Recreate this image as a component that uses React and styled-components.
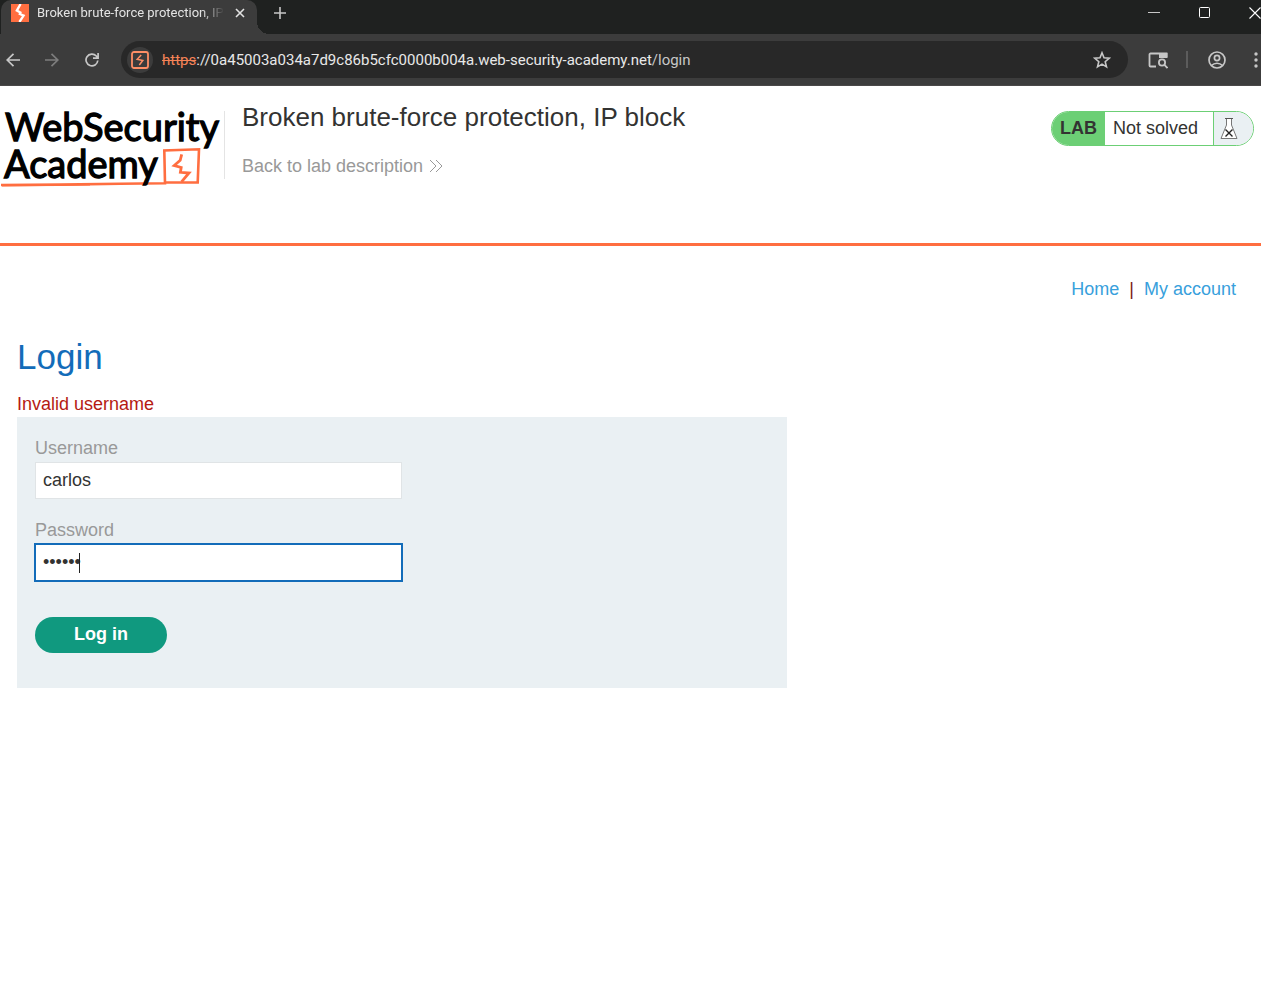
import React from "react";
import styled, { createGlobalStyle } from "styled-components";

const GlobalStyle = createGlobalStyle`
  *, *::before, *::after { box-sizing: border-box; }
  body {
    margin: 0;
    background: #fff;
    color: #333332;
    font: 18px/20px "Liberation Sans", Arial, sans-serif;
    overflow-x: hidden;
  }
  button, input { font: inherit; }
`;

const chromeFont = `Roboto, "Noto Sans", sans-serif`;

const Browser = styled.header`
  background: #3c3c3c;
  border-bottom: 1px solid #4a4848;
  font-family: ${chromeFont};
  overflow: hidden;
`;

const TabStrip = styled.div`
  display: flex;
  align-items: stretch;
  height: 34px;
  padding-left: 1px;
  background: #1f2120;
`;

const Tab = styled.div`
  position: relative;
  display: flex;
  align-items: center;
  gap: 8px;
  width: 256px;
  padding: 0 9px 8px 10px;
  background: #3c3c3c;
  border-radius: 10px 10px 0 0;

  &::after {
    content: "";
    position: absolute;
    left: 100%;
    bottom: 0;
    width: 12px;
    height: 12px;
    background: radial-gradient(circle at 100% 0, transparent 12px, #3c3c3c 12px);
  }
`;

const TabTitle = styled.span`
  flex: 1;
  overflow: hidden;
  white-space: nowrap;
  color: #e3e3e3;
  font-size: 13px;
  line-height: 20px;
  mask-image: linear-gradient(to right, #000 88%, transparent);
`;

const IconButton = styled.button`
  display: grid;
  place-items: center;
  flex: none;
  width: ${(p) => p.$w || 20}px;
  height: ${(p) => p.$h || 26}px;
  padding: 0;
  border: 0;
  background: none;
  color: ${(p) => p.$color || "#c7c7c7"};
  svg { display: block; }
`;

const NewTab = styled(IconButton)`
  margin-left: 13px;
`;

const WindowControls = styled.div`
  display: flex;
  margin: 0 -19px 0 auto;
`;

const Toolbar = styled.div`
  display: flex;
  align-items: center;
  height: 51px;
  padding-left: 3px;
`;

const NavButtons = styled.div`
  display: flex;
  gap: 19px;
  margin-right: 18px;
`;

const AddressBar = styled.div`
  display: flex;
  align-items: center;
  flex: 1;
  height: 37px;
  padding: 0 16px 0 6px;
  border-radius: 19px;
  background: #282828;
`;

const SiteChip = styled.span`
  display: grid;
  place-items: center;
  width: 26px;
  height: 26px;
  margin-right: 9px;
  border-radius: 50%;
  background: #3c3c3c;
`;

const Url = styled.span`
  flex: 1;
  color: #e8e8e8;
  font-size: 15px;
  white-space: nowrap;
  s { color: #f58357; }
  small { color: #c7c7c7; font-size: inherit; }
`;

const ToolbarEnd = styled.div`
  display: flex;
  align-items: center;
  gap: 18px;
  margin: 0 -5px 0 20px;
`;

const ToolbarRule = styled.span`
  width: 2px;
  height: 17px;
  background: #5c5c5c;
`;

const LabHeader = styled.section`
  display: flex;
  align-items: flex-start;
  height: 160px;
  padding: 17px 7px 0 0;
  border-bottom: 3px solid #ff6e40;
`;

const LogoLink = styled.a`
  display: block;
  width: 225px;
  height: 68px;
  margin-top: 8px;
  border-right: 1px solid #e4e4e4;
  svg { display: block; overflow: visible; }
`;

const LabInfo = styled.div`
  flex: 1;
  padding-left: 17px;
`;

const LabTitle = styled.h2`
  margin: 0 0 24px;
  font-size: 26px;
  line-height: 28px;
  font-weight: 400;
`;

const BackLink = styled.a`
  display: inline-flex;
  align-items: center;
  gap: 6px;
  color: #999;
  line-height: 22px;
  text-decoration: none;
`;

const Status = styled.div`
  display: flex;
  height: 35px;
  margin-top: 8px;
  border: 1px solid #6ccf75;
  border-radius: 18px;
  overflow: hidden;
  line-height: 33px;
`;

const StatusTag = styled.span`
  padding: 0 8px;
  background: #6ccf75;
  font-weight: 700;
`;

const StatusText = styled.span`
  padding: 0 15px 0 8px;
`;

const StatusIcon = styled.span`
  display: grid;
  place-items: center start;
  width: 40px;
  padding-left: 6px;
  border-left: 1px solid #6ccf75;
  background: #eaf0f3;
`;

const Content = styled.main`
  padding: 33px 17px;
`;

const AccountNav = styled.nav`
  display: flex;
  justify-content: flex-end;
  gap: 10px;
  padding-right: 8px;
  color: #7a2010;
  a { color: #38a0dc; text-decoration: none; }
`;

const Heading = styled.h1`
  margin: 38px 0 17px;
  color: #136cb9;
  font-size: 35px;
  line-height: 40px;
  font-weight: 400;
`;

const ErrorText = styled.p`
  margin: 0 0 3px;
  color: #b51a12;
`;

const LoginForm = styled.form`
  max-width: 770px;
  padding: 21px 18px 35px;
  background: #eaf0f3;
`;

const Field = styled.div`
  margin-bottom: 21px;
`;

const Label = styled.label`
  display: block;
  margin-bottom: 4px;
  color: #999;
`;

const InputWrap = styled.div`
  position: relative;
  width: 50%;
`;

const Caret = styled.span`
  position: absolute;
  top: 9px;
  left: 44px;
  width: 1px;
  height: 20px;
  background: #222;
  pointer-events: none;
`;

const Input = styled.input`
  display: block;
  width: 100%;
  height: 37px;
  padding: 0 7px;
  border: 1px solid #e0e4e6;
  border-radius: 0;
  background: #fff;
  color: #333332;
  caret-color: ${(p) => (p.$ownCaret ? "transparent" : "auto")};
  outline: none;
  &:focus {
    border-color: #136cb9;
    box-shadow: 0 0 0 1px #136cb9;
  }
`;

const Submit = styled.button`
  display: block;
  width: 132px;
  height: 36px;
  margin-top: 36px;
  padding: 0 0 2px;
  border: 0;
  border-radius: 18px;
  background: #10997f;
  color: #fff;
  font-weight: 700;
`;

const Svg = ({ w = 18, h = w, box, children, sw = 2 }) => (
  <svg width={w} height={h} viewBox={box || `0 0 ${w} ${h}`} fill="none" stroke="currentColor" strokeWidth={sw} aria-hidden="true">
    {children}
  </svg>
);

const Favicon = () => (
  <Svg w={18}>
    <path d="M0 0h18v18H0z" fill="#ff6e40" stroke="none" />
    <path d="M9.600 0 5.800 6.600 9.400 8.600 8.800 10l3.800 1.600L8.400 18" stroke="#fff" strokeWidth="2.300" />
  </Svg>
);

const Logo = () => (
  <svg width="224" height="80" viewBox="0 0 224 80" role="img" aria-label="Web Security Academy">
    <g fill="none" stroke="#ff6e40">
      <path d="M1 74 60 73.600 120 72.800 165 72.300 164.300 39.500 199 38.300 197.700 71.500 166 71.200" strokeWidth="2.600" />
      <path d="M2 75 90 74" strokeWidth="1" />
      <path d="m181.700 43.300-1.500 6-6 5.200 7 2-.8 4.800 8.600.700-7.500 8.800" strokeWidth="2.800" />
    </g>
    <g fill="#000" stroke="#000" strokeWidth="1.300" fontFamily="Lato, 'Liberation Sans', sans-serif" fontSize="38">
      <text x="5" y="30">Web</text>
      <text x="83" y="30">Security</text>
      <text x="4" y="67">Academy</text>
    </g>
  </svg>
);

export default function App() {
  return (
    <>
      <GlobalStyle />
      <Browser>
        <TabStrip>
          <Tab>
            <Favicon />
            <TabTitle>Broken brute-force protection, IP block</TabTitle>
            <IconButton aria-label="Close tab" $w={16} $color="#e3e3e3">
              <Svg w={10} sw={1.6}><path d="m1 1 8 8M9 1 1 9" /></Svg>
            </IconButton>
          </Tab>
          <NewTab aria-label="New tab">
            <Svg w={12} sw={1.6}><path d="M6 0v12M0 6h12" /></Svg>
          </NewTab>
          <WindowControls>
            <IconButton aria-label="Minimize" $w={50}><Svg w={12} sw={1}><path d="M0 5.500h12" /></Svg></IconButton>
            <IconButton aria-label="Maximize" $w={51} $color="#fff"><Svg w={12} sw={1}><rect x=".5" y=".5" width="10" height="10" rx="1" /></Svg></IconButton>
            <IconButton aria-label="Close" $w={50} $color="#fff"><Svg w={12} sw={1.1}><path d="m.5.5 11 11M11.500.5l-11 11" /></Svg></IconButton>
          </WindowControls>
        </TabStrip>
        <Toolbar>
          <NavButtons>
            <IconButton aria-label="Back">
              <Svg w={14} sw={1.7}><path d="M14 7H1M7.500.800 1.200 7l6.300 6.200" /></Svg>
            </IconButton>
            <IconButton aria-label="Forward" $color="#7d7d7d">
              <Svg w={14} sw={1.7}><path d="M0 7h13M6.500.800 12.800 7l-6.300 6.200" /></Svg>
            </IconButton>
            <IconButton aria-label="Reload" $w={22}>
              <Svg w={14} sw={1.7}><path d="M12.800 7.500A5.900 5.900 0 1 1 11.300 3L13 5M13.100 0v5.200H8" /></Svg>
            </IconButton>
          </NavButtons>
          <AddressBar>
            <SiteChip>
              <Svg w={18} sw={1.8}>
                <rect x="1" y="1" width="16" height="16" rx="2" stroke="#ff8f66" />
                <path d="M10.200 4 6.200 8.300l5.600 1.200L8.300 14" stroke="#ff8f66" strokeWidth="1.500" />
              </Svg>
            </SiteChip>
            <Url><s>https</s>://0a45003a034a7d9c86b5cfc0000b004a.web-security-academy.net<small>/login</small></Url>
            <IconButton aria-label="Bookmark this tab">
              <Svg w={18} sw={1.6}><path d="m9 1.800 2 5 5.300.400-4.100 3.500 1.300 5.200L9 13.100l-4.500 2.800 1.300-5.200-4.100-3.500L7 6.800z" /></Svg>
            </IconButton>
          </AddressBar>
          <ToolbarEnd>
            <IconButton aria-label="Search side panel" $w={20}>
              <Svg w={20} h={18} sw={1.8}>
                <path d="M8 15.500H2.500a1 1 0 0 1-1-1v-11a1 1 0 0 1 1-1H18.500V6" />
                <path d="M11 2h8.500v5H11z" fill="currentColor" stroke="none" />
                <circle cx="14" cy="11.500" r="3.100" /><path d="m16.200 13.700 3.300 3.300" />
              </Svg>
            </IconButton>
            <ToolbarRule />
            <IconButton aria-label="Profile" $w={22}>
              <Svg w={18} sw={1.7}><circle cx="9" cy="9" r="8" /><circle cx="9" cy="7" r="2.600" /><path d="M3.500 14.500c3-3 8-3 11 0" /></Svg>
            </IconButton>
            <IconButton aria-label="Menu" $w={20}>
              <Svg w={4} h={16}><g fill="currentColor" stroke="none"><circle cx="2" cy="2" r="1.700" /><circle cx="2" cy="8" r="1.700" /><circle cx="2" cy="14" r="1.700" /></g></Svg>
            </IconButton>
          </ToolbarEnd>
        </Toolbar>
      </Browser>

      <LabHeader>
        <LogoLink href="#academy"><Logo /></LogoLink>
        <LabInfo>
          <LabTitle>Broken brute-force protection, IP block</LabTitle>
          <BackLink href="#description">
            Back to lab description
            <Svg w={14} sw={1}><path d="m1 1 6 6-6 6M7 1l6 6-6 6" /></Svg>
          </BackLink>
        </LabInfo>
        <Status>
          <StatusTag>LAB</StatusTag>
          <StatusText>Not solved</StatusText>
          <StatusIcon>
            <Svg w={18} h={23} sw={1}>
              <path d="M6.500 1.500V8L1 21.500h16L11.500 8V1.500" fill="#fff" stroke="#777" />
              <path d="M5 1.500h8" stroke="#555" />
              <path d="m5.500 12.500 7 7m0-7-7 7" stroke="#222" strokeWidth="1.400" />
            </Svg>
          </StatusIcon>
        </Status>
      </LabHeader>

      <Content>
        <AccountNav>
          <a href="#home">Home</a>
          <span>|</span>
          <a href="#my-account">My account</a>
        </AccountNav>
        <Heading>Login</Heading>
        <ErrorText>Invalid username</ErrorText>
        <LoginForm onSubmit={(e) => e.preventDefault()}>
          <Field>
            <Label htmlFor="username">Username</Label>
            <InputWrap>
              <Input id="username" name="username" defaultValue="carlos" />
            </InputWrap>
          </Field>
          <Field>
            <Label htmlFor="password">Password</Label>
            <InputWrap>
              <Input id="password" name="password" type="password" defaultValue="peters" $ownCaret autoFocus />
              <Caret />
            </InputWrap>
          </Field>
          <Submit type="submit">Log in</Submit>
        </LoginForm>
      </Content>
    </>
  );
}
---------------
### OBJECTIVE
In the material above, find each line that contains the word "this", and select it.

### TASK OUTPUT
Recreate this image as a component that uses React and styled-components.
            <IconButton aria-label="Bookmark this tab">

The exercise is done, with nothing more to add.